Tennessee Gov. Bill Lee said that he sets a vision for each department and that the state Department of Health acted in line with his vision when it fired Dr. Michelle Fiscus earlier this month.
“I’ll be very clear: we should in no way be messaging to children. And I’m glad that Department of Health took that direction and it is my vision and my desire that we do not do messaging and marketing outreach to children,” Lee, a Republican, told reporters at a press conference on Thursday.
It was the first time Lee has spoken about the firing in public.
Fiscus was ousted after noting that state doctrine, stemming from a Tennessee Supreme Court ruling, lets children 14 and older get a vaccine without consent from a parent. Only four other states have similar policies, according to the Kaiser Family Foundation.
A memo Fiscus wrote detailing the law triggered pushback from Republicans, who also took issue with messaging from the department that was aimed at children.
Fiscus later released a lengthy statement saying she would not “sit quietly by while our public health infrastructure is eroded in the midst of a pandemic.”
During an appearance on CNN earlier this month, she described department leadership as “toxic to work under.”
Fiscus said the health department halted vaccination outreach for all children, including teenagers. Health officials and Lee have since confirmed that is the case.
In a statement last week, Health Commissioner Lisa Piercey said that the agency was evaluating “annual marketing efforts intended for parents.”
Lee told reporters that the planned marketing shift is the right thing to do, saying parents are “the only appropriate decider of health decisions for children.”
“It’s inappropriate for government to pursue a vaccine that has been approved on an emergency basis for children without consulting their parents. That’s a mistake and to the degree that that was inadvertently happening in any way, we should have stopped it, and we did, and that was the right decision,” he added later.

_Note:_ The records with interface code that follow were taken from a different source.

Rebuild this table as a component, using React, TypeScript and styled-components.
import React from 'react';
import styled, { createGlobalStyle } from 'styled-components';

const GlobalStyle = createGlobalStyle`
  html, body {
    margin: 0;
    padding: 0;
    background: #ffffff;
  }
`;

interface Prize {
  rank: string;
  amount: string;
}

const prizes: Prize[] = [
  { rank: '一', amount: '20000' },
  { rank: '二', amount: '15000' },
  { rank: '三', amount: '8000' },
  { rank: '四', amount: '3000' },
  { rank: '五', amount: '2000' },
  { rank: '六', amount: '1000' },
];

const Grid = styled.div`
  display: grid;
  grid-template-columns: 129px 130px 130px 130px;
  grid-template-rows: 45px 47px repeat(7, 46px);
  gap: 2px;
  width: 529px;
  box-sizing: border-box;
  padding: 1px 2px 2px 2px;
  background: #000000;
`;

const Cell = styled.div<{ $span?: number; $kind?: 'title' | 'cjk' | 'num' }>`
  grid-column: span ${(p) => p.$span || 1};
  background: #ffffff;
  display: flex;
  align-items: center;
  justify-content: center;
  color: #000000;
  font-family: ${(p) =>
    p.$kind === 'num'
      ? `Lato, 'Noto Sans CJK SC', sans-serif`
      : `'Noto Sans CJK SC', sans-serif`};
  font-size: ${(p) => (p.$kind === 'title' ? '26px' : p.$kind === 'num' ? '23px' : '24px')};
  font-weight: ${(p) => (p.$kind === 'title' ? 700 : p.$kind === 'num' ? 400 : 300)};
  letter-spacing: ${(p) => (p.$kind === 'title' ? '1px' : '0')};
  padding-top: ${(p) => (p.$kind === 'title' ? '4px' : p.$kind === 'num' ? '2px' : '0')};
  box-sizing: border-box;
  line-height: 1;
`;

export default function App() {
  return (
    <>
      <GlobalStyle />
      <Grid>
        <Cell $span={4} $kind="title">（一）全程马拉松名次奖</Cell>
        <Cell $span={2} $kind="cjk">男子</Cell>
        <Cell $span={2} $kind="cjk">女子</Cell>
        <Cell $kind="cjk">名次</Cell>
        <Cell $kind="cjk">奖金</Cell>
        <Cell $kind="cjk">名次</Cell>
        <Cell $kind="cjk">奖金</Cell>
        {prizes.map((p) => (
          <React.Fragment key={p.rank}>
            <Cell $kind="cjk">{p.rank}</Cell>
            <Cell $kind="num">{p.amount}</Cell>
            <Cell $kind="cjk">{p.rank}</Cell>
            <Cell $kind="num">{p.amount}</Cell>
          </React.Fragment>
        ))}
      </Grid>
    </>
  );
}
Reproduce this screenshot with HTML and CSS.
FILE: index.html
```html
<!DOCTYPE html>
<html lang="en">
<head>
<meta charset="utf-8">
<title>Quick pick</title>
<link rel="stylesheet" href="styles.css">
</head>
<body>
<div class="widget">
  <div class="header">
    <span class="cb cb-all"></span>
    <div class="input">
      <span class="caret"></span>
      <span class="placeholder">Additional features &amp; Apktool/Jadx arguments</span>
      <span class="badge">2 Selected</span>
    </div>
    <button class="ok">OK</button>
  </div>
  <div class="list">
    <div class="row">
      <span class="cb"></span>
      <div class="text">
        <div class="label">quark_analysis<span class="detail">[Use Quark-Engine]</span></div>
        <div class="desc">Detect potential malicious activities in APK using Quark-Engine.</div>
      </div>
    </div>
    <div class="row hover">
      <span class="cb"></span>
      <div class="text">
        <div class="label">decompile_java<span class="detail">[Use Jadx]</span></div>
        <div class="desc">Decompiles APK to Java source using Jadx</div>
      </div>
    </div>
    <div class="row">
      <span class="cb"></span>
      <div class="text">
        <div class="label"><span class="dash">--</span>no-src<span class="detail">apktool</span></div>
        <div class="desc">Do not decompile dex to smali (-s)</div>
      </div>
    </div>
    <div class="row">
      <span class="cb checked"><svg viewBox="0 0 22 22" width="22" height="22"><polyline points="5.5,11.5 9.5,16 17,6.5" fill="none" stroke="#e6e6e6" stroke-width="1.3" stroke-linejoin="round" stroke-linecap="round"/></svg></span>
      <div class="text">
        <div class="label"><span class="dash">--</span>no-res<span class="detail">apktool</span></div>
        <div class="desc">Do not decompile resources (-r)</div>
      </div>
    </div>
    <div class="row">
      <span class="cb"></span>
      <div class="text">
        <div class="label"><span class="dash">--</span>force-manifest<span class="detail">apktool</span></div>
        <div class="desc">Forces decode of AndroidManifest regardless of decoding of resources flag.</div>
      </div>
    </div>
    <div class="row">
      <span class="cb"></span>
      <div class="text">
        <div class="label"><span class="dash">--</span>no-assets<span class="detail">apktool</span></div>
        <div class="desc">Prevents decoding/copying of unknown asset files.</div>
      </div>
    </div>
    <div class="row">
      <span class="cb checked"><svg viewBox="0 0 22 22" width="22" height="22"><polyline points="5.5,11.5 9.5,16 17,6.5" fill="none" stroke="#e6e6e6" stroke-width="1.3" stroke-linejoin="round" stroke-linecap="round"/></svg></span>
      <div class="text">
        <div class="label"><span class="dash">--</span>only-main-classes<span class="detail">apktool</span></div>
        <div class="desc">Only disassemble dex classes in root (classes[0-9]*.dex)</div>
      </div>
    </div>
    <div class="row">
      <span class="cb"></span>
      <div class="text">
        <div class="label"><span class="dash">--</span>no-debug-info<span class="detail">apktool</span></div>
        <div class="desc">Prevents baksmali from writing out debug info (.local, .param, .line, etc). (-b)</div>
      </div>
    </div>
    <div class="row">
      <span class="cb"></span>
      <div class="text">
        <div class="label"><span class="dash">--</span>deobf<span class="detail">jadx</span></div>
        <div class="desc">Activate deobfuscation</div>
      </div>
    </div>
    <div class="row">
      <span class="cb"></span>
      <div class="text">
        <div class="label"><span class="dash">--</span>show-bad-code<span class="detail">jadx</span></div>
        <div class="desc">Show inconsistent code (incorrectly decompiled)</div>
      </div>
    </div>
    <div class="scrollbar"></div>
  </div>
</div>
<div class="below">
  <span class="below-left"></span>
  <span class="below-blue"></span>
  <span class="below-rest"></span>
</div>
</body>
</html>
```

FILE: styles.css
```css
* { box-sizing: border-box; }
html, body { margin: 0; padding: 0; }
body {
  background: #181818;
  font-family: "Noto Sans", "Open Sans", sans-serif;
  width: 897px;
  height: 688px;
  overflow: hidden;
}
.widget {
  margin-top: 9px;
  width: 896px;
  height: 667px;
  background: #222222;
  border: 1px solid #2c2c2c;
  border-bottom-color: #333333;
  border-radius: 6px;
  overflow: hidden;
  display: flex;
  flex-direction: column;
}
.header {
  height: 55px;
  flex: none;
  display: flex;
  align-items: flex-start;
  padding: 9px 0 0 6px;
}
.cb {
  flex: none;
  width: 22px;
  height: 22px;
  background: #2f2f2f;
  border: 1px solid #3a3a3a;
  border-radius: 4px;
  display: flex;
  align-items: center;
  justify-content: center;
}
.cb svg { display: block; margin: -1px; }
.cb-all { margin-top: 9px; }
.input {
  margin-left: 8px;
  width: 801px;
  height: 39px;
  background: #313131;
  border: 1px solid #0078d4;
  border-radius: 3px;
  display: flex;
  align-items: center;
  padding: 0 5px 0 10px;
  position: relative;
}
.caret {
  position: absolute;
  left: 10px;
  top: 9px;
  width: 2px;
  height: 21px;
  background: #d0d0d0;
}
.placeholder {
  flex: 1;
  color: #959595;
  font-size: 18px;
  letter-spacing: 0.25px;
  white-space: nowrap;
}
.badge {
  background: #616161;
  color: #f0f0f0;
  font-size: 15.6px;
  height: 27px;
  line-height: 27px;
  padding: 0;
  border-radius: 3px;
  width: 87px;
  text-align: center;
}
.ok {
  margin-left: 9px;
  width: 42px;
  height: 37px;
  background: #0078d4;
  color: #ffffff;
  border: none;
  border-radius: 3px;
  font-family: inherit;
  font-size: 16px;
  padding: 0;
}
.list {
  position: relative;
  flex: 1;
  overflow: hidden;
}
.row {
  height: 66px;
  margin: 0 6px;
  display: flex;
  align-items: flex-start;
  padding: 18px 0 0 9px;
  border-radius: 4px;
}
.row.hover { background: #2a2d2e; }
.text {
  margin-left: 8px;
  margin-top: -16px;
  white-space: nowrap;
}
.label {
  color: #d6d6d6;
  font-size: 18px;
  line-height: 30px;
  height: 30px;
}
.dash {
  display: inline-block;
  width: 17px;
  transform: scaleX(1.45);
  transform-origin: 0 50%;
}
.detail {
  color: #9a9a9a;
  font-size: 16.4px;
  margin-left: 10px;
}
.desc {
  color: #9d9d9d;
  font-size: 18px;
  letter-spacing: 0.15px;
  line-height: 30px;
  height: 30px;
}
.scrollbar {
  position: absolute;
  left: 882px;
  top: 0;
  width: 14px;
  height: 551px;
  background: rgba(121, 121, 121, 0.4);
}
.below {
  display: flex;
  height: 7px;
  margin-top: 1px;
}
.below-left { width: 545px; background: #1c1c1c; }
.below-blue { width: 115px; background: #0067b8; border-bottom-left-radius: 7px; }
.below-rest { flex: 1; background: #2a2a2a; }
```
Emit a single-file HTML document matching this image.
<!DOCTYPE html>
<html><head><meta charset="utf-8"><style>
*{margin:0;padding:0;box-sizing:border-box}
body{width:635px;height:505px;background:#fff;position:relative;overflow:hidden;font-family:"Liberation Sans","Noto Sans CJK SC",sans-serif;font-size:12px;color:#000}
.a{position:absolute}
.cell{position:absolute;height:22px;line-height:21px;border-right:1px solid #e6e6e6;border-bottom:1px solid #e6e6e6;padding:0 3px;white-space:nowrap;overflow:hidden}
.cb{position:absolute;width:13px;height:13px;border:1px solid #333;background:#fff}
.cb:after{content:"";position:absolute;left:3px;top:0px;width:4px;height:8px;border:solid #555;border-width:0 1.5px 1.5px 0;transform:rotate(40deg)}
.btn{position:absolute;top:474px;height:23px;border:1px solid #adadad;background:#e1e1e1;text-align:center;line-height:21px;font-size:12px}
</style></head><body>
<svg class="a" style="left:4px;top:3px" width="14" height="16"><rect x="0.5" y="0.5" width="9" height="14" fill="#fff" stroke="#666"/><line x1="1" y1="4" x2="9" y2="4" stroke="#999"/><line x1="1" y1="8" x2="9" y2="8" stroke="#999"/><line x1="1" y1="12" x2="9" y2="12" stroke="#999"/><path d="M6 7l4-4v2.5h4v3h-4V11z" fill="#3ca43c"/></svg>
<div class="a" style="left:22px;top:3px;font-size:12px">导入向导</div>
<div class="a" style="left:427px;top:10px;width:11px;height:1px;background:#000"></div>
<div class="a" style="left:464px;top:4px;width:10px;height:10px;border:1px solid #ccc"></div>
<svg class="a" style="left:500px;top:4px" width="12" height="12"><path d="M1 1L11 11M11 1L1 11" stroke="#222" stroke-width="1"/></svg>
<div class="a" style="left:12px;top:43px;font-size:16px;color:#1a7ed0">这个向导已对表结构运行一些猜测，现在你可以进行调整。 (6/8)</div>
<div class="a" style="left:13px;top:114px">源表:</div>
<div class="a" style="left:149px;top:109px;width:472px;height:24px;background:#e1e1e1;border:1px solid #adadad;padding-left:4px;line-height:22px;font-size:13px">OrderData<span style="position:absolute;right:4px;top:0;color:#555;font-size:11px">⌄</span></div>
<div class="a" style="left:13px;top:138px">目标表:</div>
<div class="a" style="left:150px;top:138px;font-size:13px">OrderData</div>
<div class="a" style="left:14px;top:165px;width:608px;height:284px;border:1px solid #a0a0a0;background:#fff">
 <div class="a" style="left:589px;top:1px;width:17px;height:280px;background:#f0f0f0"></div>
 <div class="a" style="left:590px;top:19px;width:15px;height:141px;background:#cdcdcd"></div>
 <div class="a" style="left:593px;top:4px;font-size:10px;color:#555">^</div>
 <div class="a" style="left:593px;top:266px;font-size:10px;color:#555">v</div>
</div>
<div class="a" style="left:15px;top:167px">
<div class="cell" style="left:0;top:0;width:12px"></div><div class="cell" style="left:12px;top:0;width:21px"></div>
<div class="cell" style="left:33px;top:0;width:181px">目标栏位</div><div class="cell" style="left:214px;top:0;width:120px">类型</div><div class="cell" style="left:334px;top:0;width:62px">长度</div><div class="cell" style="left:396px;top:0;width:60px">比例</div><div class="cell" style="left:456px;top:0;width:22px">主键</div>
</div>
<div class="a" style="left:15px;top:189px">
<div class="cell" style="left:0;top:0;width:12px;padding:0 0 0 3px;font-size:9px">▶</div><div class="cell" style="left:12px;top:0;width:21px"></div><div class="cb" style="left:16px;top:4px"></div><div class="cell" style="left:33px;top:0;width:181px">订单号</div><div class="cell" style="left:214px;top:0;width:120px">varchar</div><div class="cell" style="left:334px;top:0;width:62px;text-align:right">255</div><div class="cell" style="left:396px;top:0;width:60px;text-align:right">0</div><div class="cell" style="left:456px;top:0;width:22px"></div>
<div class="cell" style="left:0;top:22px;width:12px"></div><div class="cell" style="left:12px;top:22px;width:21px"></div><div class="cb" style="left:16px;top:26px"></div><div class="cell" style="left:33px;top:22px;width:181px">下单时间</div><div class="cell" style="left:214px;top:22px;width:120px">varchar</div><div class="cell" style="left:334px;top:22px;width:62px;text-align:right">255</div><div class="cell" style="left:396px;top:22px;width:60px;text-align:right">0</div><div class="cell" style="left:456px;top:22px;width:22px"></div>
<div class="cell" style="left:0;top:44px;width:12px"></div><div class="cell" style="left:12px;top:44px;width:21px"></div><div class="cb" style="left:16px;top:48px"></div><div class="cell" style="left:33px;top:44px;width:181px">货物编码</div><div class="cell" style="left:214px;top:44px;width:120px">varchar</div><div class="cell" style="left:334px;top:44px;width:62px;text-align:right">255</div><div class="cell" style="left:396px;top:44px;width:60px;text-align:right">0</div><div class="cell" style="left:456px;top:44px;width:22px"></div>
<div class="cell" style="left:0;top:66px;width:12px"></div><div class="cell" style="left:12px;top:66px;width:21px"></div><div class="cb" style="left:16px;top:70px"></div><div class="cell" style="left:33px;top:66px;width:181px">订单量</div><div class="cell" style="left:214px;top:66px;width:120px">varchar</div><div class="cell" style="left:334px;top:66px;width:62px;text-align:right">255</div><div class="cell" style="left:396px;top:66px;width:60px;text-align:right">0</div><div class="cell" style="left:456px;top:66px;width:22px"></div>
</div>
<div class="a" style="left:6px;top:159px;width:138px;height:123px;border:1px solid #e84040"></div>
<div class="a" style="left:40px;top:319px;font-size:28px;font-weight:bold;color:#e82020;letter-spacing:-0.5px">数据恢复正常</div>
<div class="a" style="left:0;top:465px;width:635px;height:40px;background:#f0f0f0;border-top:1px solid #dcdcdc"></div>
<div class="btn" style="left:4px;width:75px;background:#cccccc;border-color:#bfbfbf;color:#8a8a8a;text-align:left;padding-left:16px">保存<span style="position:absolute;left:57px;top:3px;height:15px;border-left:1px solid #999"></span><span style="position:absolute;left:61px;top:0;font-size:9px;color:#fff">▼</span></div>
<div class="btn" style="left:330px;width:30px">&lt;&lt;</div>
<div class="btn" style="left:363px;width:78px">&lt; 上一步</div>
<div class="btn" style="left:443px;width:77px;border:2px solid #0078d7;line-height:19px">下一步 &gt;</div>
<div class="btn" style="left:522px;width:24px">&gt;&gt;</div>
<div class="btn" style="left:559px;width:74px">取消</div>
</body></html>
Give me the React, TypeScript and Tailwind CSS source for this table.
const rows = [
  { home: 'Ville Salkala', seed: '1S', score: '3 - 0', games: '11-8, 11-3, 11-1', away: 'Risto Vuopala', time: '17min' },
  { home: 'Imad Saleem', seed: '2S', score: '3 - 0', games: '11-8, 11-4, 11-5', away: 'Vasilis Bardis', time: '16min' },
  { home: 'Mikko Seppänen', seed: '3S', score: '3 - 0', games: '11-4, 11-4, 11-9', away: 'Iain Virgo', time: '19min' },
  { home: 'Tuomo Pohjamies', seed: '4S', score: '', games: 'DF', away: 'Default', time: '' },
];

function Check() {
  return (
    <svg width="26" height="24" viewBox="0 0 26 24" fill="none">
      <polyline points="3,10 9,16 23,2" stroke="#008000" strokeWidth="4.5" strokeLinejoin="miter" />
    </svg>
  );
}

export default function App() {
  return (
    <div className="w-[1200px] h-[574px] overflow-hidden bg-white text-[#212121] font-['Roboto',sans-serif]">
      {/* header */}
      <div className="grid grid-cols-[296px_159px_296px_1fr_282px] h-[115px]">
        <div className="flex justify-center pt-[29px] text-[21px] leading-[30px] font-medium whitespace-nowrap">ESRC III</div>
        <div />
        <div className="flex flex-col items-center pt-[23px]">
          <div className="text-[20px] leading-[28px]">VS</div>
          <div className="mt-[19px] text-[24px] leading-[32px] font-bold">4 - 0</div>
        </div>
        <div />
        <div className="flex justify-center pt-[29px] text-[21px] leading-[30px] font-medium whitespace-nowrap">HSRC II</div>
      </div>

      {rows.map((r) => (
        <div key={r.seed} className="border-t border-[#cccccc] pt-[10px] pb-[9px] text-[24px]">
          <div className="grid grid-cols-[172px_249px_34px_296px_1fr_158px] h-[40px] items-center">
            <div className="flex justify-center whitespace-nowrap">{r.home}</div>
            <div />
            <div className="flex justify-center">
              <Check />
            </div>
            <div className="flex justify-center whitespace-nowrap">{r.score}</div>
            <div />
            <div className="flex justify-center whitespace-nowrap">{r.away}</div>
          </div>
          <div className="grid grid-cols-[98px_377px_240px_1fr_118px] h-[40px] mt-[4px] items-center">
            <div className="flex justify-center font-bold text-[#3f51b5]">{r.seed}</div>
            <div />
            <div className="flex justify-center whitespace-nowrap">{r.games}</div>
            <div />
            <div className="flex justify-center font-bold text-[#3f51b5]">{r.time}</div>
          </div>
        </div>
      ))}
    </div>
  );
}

Lee said he was not told why Fiscus was fired.
He encouraged people to get vaccinated but stressed that the decision on whether or not to get a shot is a personal choice.
Fiscus criticized Lee’s comments. She said in a statement that she was “dismayed by the continued complacency of the administration during this pandemic.”
“I was terminated for trying to protect Tennesseans from dying from a vaccine-preventable disease. Gov. Lee should be sending a strong message that Tennesseans need to get protected, just like he is, with a safe and effective vaccine,” she added.
Tennessee, like most U.S. states, has seen an increase in hospitalizations from COVID-19 in recent days. As of the latest available figures, 545 patients are receiving hospital care for the disease.
As of July 22, 5.5 million Tennessee residents have been fully vaccinated against the CCP (Chinese Communist Party) virus, amounting to nearly 39 percent of state residents. That includes over 67,000 youth aged 12 to 15 years.